Monetize RSS by Placing Paid Advertising in Your RSS Feeds
But, if on-site advertising is not your primary source of revenues and you prefer publishing full-text content in your RSS feeds, you can still monetize RSS by placing paid advertisements within your full-text content items in your RSS feeds.
This way you can afford to keep your subscribers in the RSS Reader, where they read your full articles, without driving them to your website, and still expose them to paid advertising in the feed.
The reason it is recommended to publish full-text feeds if you intend to place ads within individual content items is that with summary feeds your subscribers might feel as if being taken advantage of by having to see your ads. With full-text articles they usually see the ads as the price they need to pay for getting a full-text RSS feed.
But either way, this is still quite a grey area with not enough data to make it absolutely certain whether full-text feeds are requirement for placing ads within RSS feed content items.
On the other hand, if you still want to use RSS to primarily drive subscribers to your website with summary feeds, but also want to monetize your RSS feeds with RSS advertising, you can also publish infrequent stand-alone or ads in the feed, which are published as individual content items instead of being published as inline ads within individual content items.
You can use this approach with either summary or full-text feeds, but be warned not to turn your RSS feeds into billboards. If there is not enough valuable content and too much advertising, people will simply unsubscribe.
Monetize RSS by Using it to Sell Your Own Products
The same approaches that can be used for placing paid advertisements in RSS feeds, such as inline or stand-alone RSS ads, or driving people to your website as the prevailing RSS monetization model, also work if you want to monetize RSS to promote and sell your own products and services. The same principles apply.
But, in the case of using RSS to sell your own products, you may also implement RSS feeds that are in and of themselves pure advertising for your products - product RSS feeds.
Simply put, whole RSS feeds that carry only your product information, with each content item representing one product. Think in terms of RSS feeds for your latest products, top products, top discounted products and so on.

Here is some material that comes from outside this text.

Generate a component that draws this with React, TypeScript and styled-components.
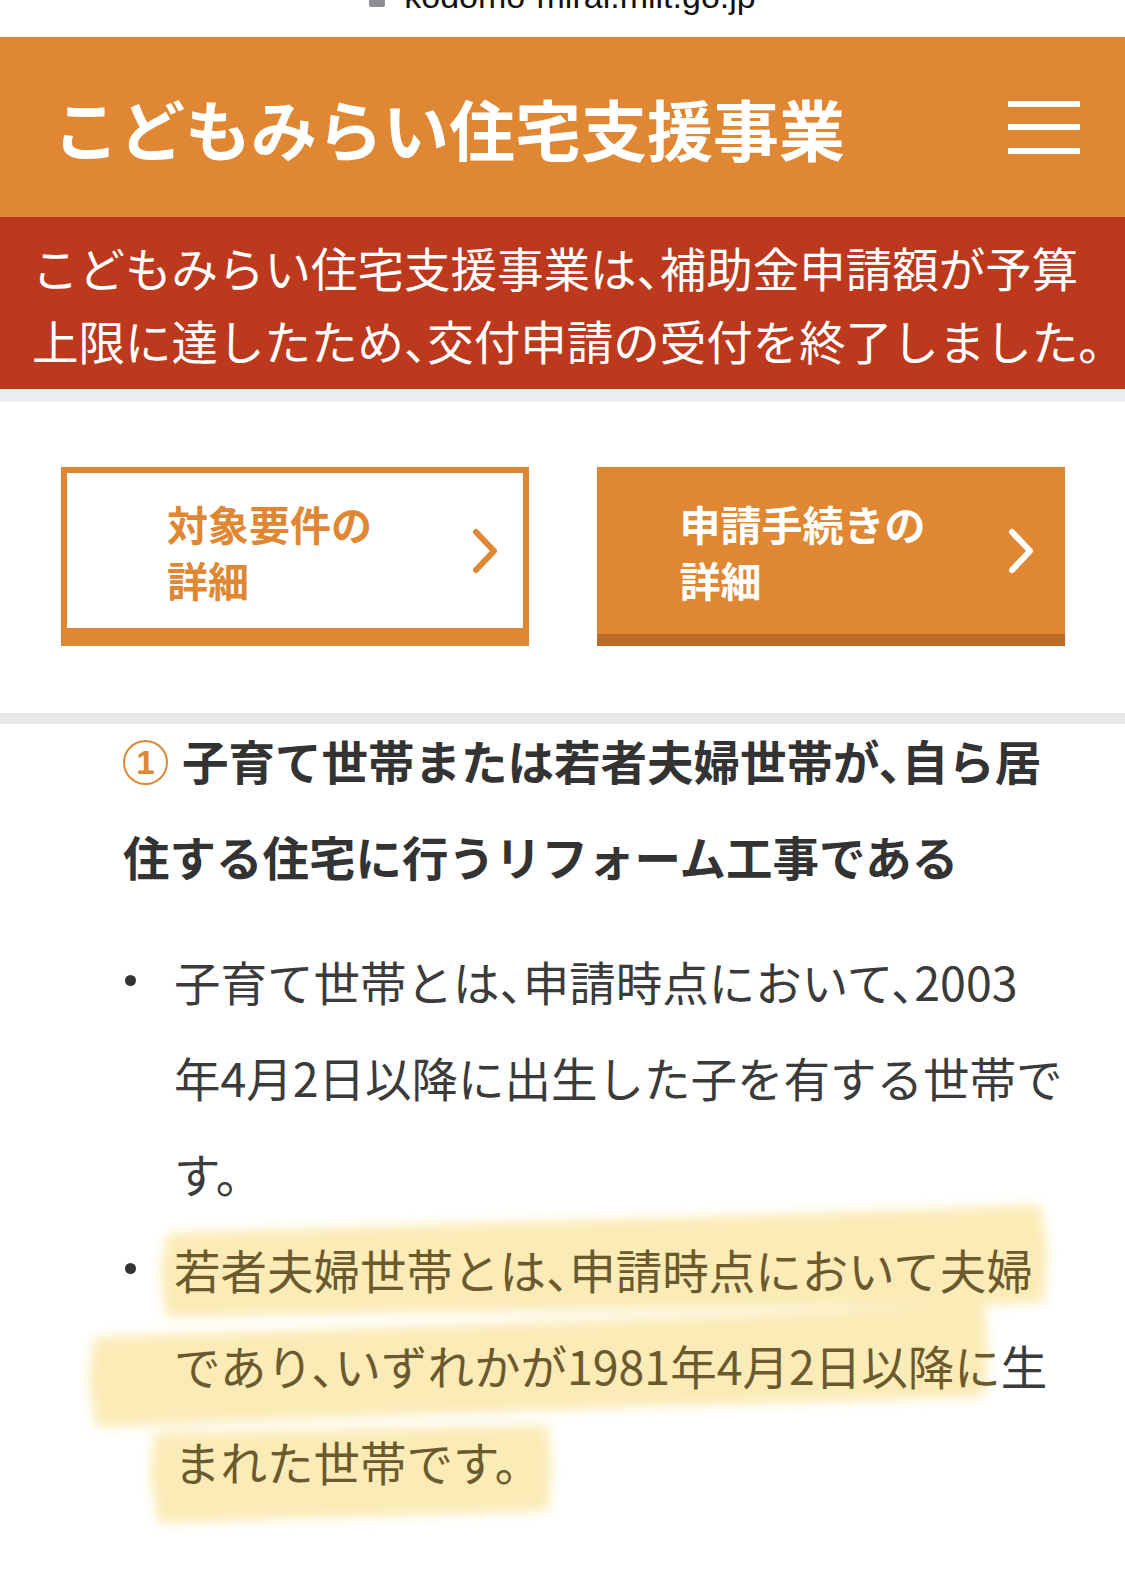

However, the only way this will work is if your subscribers actually want to receive constant product information from you, either because you are their preferred online shopping destination, or because they want to take advantage of the latest deals and simillar.
Monetize RSS by Selling Subscriptions to Your RSS Feeds
Before you start thinking that RSS feeds are such a valuable content delivery channel for the end-user that you can just start selling subscriptions to them, think again.
RSS is not a business model.
And people won't pay for RSS feed subscriptions.
What people do pay for is valuable content.
You can't sell them RSS feed subscriptions just because it's RSS, but you can sell access to your content and offer RSS as an additional channel through which your paid subscribers may access the content they are really paying to subscribe to.
Just remember, RSS is not the "product" in this case, the content is. But RSS is a way for you to get this content to the subscriber in a reliable and secure fashion.
Seeing the Big Picture
If up until now you've been under the impression that RSS is only good for getting content delivered to end-users, you can now apprechiate the big picture of all that RSS really has to offer.
It is not a singular channel that can do only one thing. Instead, it provides marketers with an abundance of way and methods to improve their marketing effectiveness.
The more thorough you are implementing it in your organization and in your marketing, the more benefits you will reap.